The same exact procedure repeats - parents breed (with fitter ones doing moreso), children mutate and optimise, the parents and children are compared together as equal members and the best ones move on to become parents of the next generation. This is done until generation 6.
The best structure
Finding the best structure found is fairly simple - if using Linux you may use the command
grep 'child' Si.castep | sort -k10,10n | head -20
In my case I got generation 6 member 7 to be the lowest enthalpy. Running
c2x --int -e=0.1-0.0001 Si.gen_006_mem_007-out.cell
tells me that it is Fd-3m - diamond (though the lower tolerance structure is R-3m - this was a very short run so it hasn't got the perfect structure still, but it is close). The 'family tree' of that cell looks like this:
Let's go through the steps above to see what happened in this specific case -
- The 0th generation was randomly generated. In this case, members 2, 5, 9, 10 and 12 ended up being ancestors of the final structure
- Members 2 and 5 bred to generate 1,4 (which mutated). The same happened for member 9
- Generation 2 member 11 was created using 0, 9 and 1,9. This means that out of the 24 potential parents from generation 1 (12 parents and 12 children generated from said parents), both of them were fit enough to become parents for generation 2.
- Generation 3 member 4 was created by breeding 2,11 and 1,4. This means that 1,4 survived the fitness tests of generations 1 (where it was made as a child) and 2, where it competed with other parents and their children alike.
- In generations 4, 5 and 6, no ancestors were generated. Looking forward, that means that 1,4 and 2,11 either didn't breed at all (the parent combinations are ROULETTE RANDOM) or whatever child they made didn't have a mutation favourable enough to be the lowest enthalpy structure.

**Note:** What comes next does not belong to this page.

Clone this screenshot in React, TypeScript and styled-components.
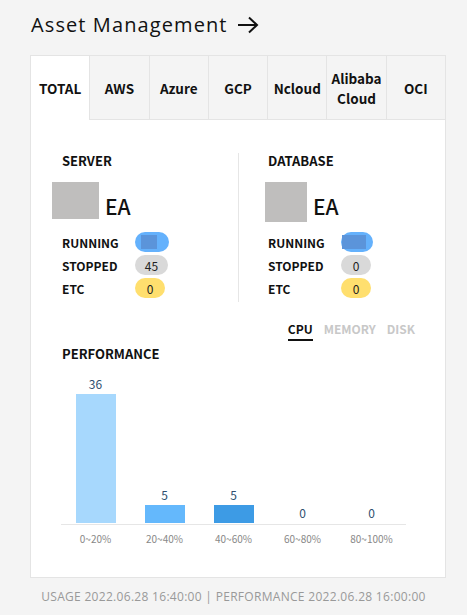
import React from "react";
import styled, { createGlobalStyle } from "styled-components";

const Global = createGlobalStyle`
  html, body { margin: 0; padding: 0; background: #f4f4f4; }
  body { font-family: "Noto Sans CJK KR", "Noto Sans", sans-serif; color: #111; }
  * { box-sizing: border-box; }
`;

const Page = styled.div`
  width: 467px;
  height: 615px;
  padding: 13px 21px 0 30px;
  background: #f4f4f4;
`;

const Title = styled.h1`
  margin: 0 0 18px 1px;
  height: 24px;
  display: flex;
  align-items: center;
  gap: 9px;
  font-family: "Open Sans", "Liberation Sans", sans-serif;
  font-weight: 400;
  font-size: 20px;
  line-height: 24px;
  color: #111;
  letter-spacing: 1.1px;
`;

const Card = styled.section`
  width: 416px;
  height: 523px;
  background: #fff;
  border: 1px solid #e4e4e4;
  display: flex;
  flex-direction: column;
`;

const TabBar = styled.div`
  display: flex;
  height: 64px;
  flex: none;
`;

const Tab = styled.div<{ $active?: boolean }>`
  flex: 1;
  display: flex;
  align-items: center;
  justify-content: center;
  text-align: center;
  font-weight: 700;
  font-size: 13.5px;
  line-height: 20px;
  color: #111;
  background: ${(p) => (p.$active ? "#fff" : "#f4f4f4")};
  border-bottom: ${(p) => (p.$active ? "1px solid transparent" : "1px solid #e4e4e4")};
  & + & {
    border-left: 1px solid #e4e4e4;
  }
`;

const Body = styled.div`
  padding: 33px 30px 0 31px;
  display: flex;
  flex-direction: column;
`;

const Summary = styled.div`
  display: grid;
  grid-template-columns: 176px 1fr;
  height: 149px;
`;

const Column = styled.div<{ $divided?: boolean }>`
  display: flex;
  flex-direction: column;
  padding-left: ${(p) => (p.$divided ? "29px" : "0")};
  border-left: ${(p) => (p.$divided ? "1px solid #e6e6e6" : "none")};
`;

const SectionLabel = styled.div`
  font-weight: 700;
  font-size: 13px;
  line-height: 16px;
  color: #111;
`;

const CountRow = styled.div`
  display: flex;
  align-items: flex-end;
  gap: 6px;
  margin-top: 13px;
  height: 40px;
`;

const Redacted = styled.div<{ $w: number; $h: number; $shift: number }>`
  width: ${(p) => p.$w}px;
  height: ${(p) => p.$h}px;
  margin-left: ${(p) => p.$shift}px;
  background: #bfbebd;
  align-self: flex-start;
`;

const EA = styled.span`
  font-size: 21px;
  font-weight: 500;
  line-height: 24px;
  color: #111;
  margin-bottom: 4px;
`;

const StatusList = styled.div`
  display: flex;
  flex-direction: column;
  gap: 3px;
  margin-top: 10px;
`;

const StatusRow = styled.div`
  display: flex;
  align-items: center;
  height: 20px;
`;

const StatusName = styled.span`
  width: 73px;
  font-weight: 700;
  font-size: 12px;
  color: #111;
`;

const Pill = styled.span<{ $tone: "blue" | "gray" | "yellow"; $w: number }>`
  width: ${(p) => p.$w}px;
  height: 20px;
  border-radius: 10px;
  display: inline-flex;
  align-items: center;
  justify-content: center;
  font-size: 12px;
  color: #222;
  background: ${(p) =>
    p.$tone === "blue" ? "#64b1fc" : p.$tone === "gray" ? "#d9d9d9" : "#ffdf6e"};
`;

const PillMask = styled.span<{ $w: number }>`
  width: ${(p) => p.$w}px;
  height: 14px;
  margin-right: 6px;
  background: #5b94da;
`;

const MetricTabs = styled.div`
  display: flex;
  justify-content: flex-end;
  gap: 11px;
  margin-top: 19px;
`;

const MetricTab = styled.span<{ $active?: boolean }>`
  font-weight: 700;
  font-size: 12px;
  line-height: 16px;
  padding-bottom: 2px;
  color: ${(p) => (p.$active ? "#111" : "#c8c8c8")};
  border-bottom: 2px solid ${(p) => (p.$active ? "#111" : "transparent")};
`;

const PerfLabel = styled(SectionLabel)`
  margin-top: 5px;
`;

const Chart = styled.div`
  margin: 14px 0 0 -1px;
  width: 345px;
  display: flex;
  flex-direction: column;
`;

const Plot = styled.div`
  display: grid;
  grid-template-columns: repeat(5, 1fr);
  align-items: end;
  border-bottom: 1px solid #e6e6e6;
  padding-bottom: 1px;
`;

const BarCol = styled.div`
  display: flex;
  flex-direction: column;
  align-items: center;
  gap: 2px;
`;

const BarValue = styled.span`
  font-size: 12px;
  line-height: 16px;
  color: #2f4f6f;
`;

const Bar = styled.div<{ $color: string }>`
  width: 40px;
  background: ${(p) => p.$color};
`;

const Axis = styled.div`
  display: grid;
  grid-template-columns: repeat(5, 1fr);
  margin-top: 6px;
`;

const AxisLabel = styled.span`
  text-align: center;
  font-size: 10px;
  line-height: 16px;
  color: #888;
`;

const Footer = styled.div`
  margin: 11px 0 0 -9px;
  width: 425px;
  text-align: center;
  font-family: "Open Sans", "Liberation Sans", sans-serif;
  font-size: 12px;
  line-height: 16px;
  letter-spacing: 0.3px;
  color: #999;
`;

const Arrow = () => (
  <svg width="22" height="18" viewBox="0 0 22 18" fill="none" stroke="#111" strokeWidth="2">
    <path d="M1 9h19M12 1.5L20 9l-8 7.5" />
  </svg>
);

const tabs = ["TOTAL", "AWS", "Azure", "GCP", "Ncloud", "Alibaba Cloud", "OCI"];

const bars = [
  { label: "0~20%", value: 36, color: "#a7d8fd" },
  { label: "20~40%", value: 5, color: "#64b8fc" },
  { label: "40~60%", value: 5, color: "#3d9be5" },
  { label: "60~80%", value: 0, color: "#3d9be5" },
  { label: "80~100%", value: 0, color: "#3d9be5" },
];

type Stat = { name: string; tone: "blue" | "gray" | "yellow"; value?: string; w: number; mask?: number };

const groups: { title: string; box: [number, number, number]; stats: Stat[] }[] = [
  {
    title: "SERVER",
    box: [47, 37, -10],
    stats: [
      { name: "RUNNING", tone: "blue", w: 34, mask: 16 },
      { name: "STOPPED", tone: "gray", value: "45", w: 33 },
      { name: "ETC", tone: "yellow", value: "0", w: 30 },
    ],
  },
  {
    title: "DATABASE",
    box: [42, 40, -3],
    stats: [
      { name: "RUNNING", tone: "blue", w: 32, mask: 24 },
      { name: "STOPPED", tone: "gray", value: "0", w: 30 },
      { name: "ETC", tone: "yellow", value: "0", w: 30 },
    ],
  },
];

export default function App() {
  return (
    <Page>
      <Global />
      <Title>
        Asset Management <Arrow />
      </Title>
      <Card>
        <TabBar>
          {tabs.map((t, i) => (
            <Tab key={t} $active={i === 0}>
              {t === "Alibaba Cloud" ? (
                <span>
                  Alibaba
                  <br />
                  Cloud
                </span>
              ) : (
                t
              )}
            </Tab>
          ))}
        </TabBar>
        <Body>
          <Summary>
            {groups.map((g, gi) => (
              <Column key={g.title} $divided={gi === 1}>
                <SectionLabel>{g.title}</SectionLabel>
                <CountRow>
                  <Redacted $w={g.box[0]} $h={g.box[1]} $shift={g.box[2]} />
                  <EA>EA</EA>
                </CountRow>
                <StatusList>
                  {g.stats.map((s) => (
                    <StatusRow key={s.name}>
                      <StatusName>{s.name}</StatusName>
                      <Pill $tone={s.tone} $w={s.w}>
                        {s.mask ? <PillMask $w={s.mask} /> : s.value}
                      </Pill>
                    </StatusRow>
                  ))}
                </StatusList>
              </Column>
            ))}
          </Summary>
          <MetricTabs>
            <MetricTab $active>CPU</MetricTab>
            <MetricTab>MEMORY</MetricTab>
            <MetricTab>DISK</MetricTab>
          </MetricTabs>
          <PerfLabel>PERFORMANCE</PerfLabel>
          <Chart>
            <Plot>
              {bars.map((b) => (
                <BarCol key={b.label}>
                  <BarValue>{b.value}</BarValue>
                  <Bar $color={b.color} style={{ height: `${Math.round(b.value * 3.58)}px` }} />
                </BarCol>
              ))}
            </Plot>
            <Axis>
              {bars.map((b) => (
                <AxisLabel key={b.label}>{b.label}</AxisLabel>
              ))}
            </Axis>
          </Chart>
        </Body>
      </Card>
      <Footer>USAGE 2022.06.28 16:40:00 | PERFORMANCE 2022.06.28 16:00:00</Footer>
    </Page>
  );
}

- Finally, in generation 6, 3,4 bred with 2,11 (its own parent - again after the children are generated they are all treated as equal parent candidates) to generate 6,7.
Please note that in actual runs the family tree will most likely be significantly more complicated - as noted before, both cell
and param
files were geared towards getting a good structure in few generations and modest mutations. Even with such files it is highly chance-based whether you will get such a result. This was just a simple demonstration.